I was runner up for a WIP grant in 2008. I said I'd use the money for conferences.
I don't think that had a lot to do with my placing.
I think the manuscript/synopsis is most important. Then I think the bit about your life experiences comes after that. If you have some interesting life experiences and if you are able to convey these in such a way that makes you sound interesting/funny/likable then I think that will tip the judges if they have two manuscripts that they can't decide between.
Just my guess.
Someone else asked if getting a grant moves you forward in any way: I think the SCBWI grants are respected so when I say in a query that I've been a recipient, agents can see that I'm not a total newb. I think that's always a plus.
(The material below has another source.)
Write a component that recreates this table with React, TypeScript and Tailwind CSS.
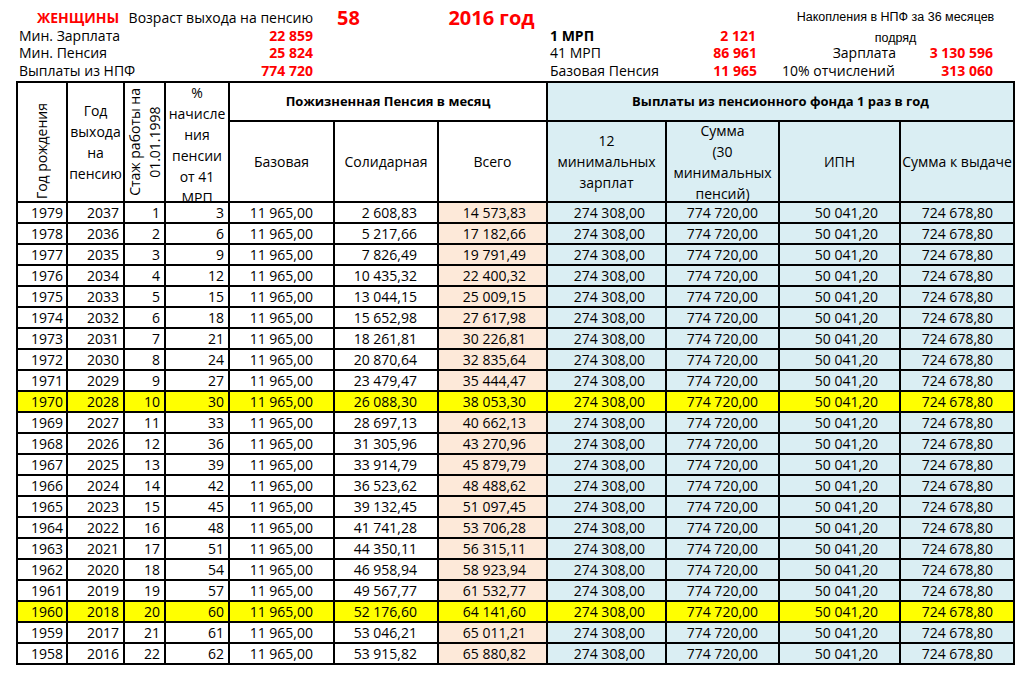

I also know that placing gave me confidence that I didn't have before--someone, who is not my mother, likes my writing enough to give me money for it and to say they deem me publishable. That's a huge boost because so often I've wondered if I'm any good or if I'm just blind. I bump into writers all the time that think they are great, but they really aren't very good. So I wonder, "what if I'm like that? What if I'm like those people on American Idol who can't sing but they don't know it? They get up making complete fools of themselves!" Having professionals in the field tell you they think you are good, is a great boost. When I won the grant I had fifty pages written. Placing, even in the runner-up slot, was an encouragement for me to finish the book. It made me believe that at least for a couple of people my premise was interesting and my voice was working.
On the other hand, if you don't win, it doesn't mean you aren't any good. It might just mean those judges didn't like your genre or care for your voice.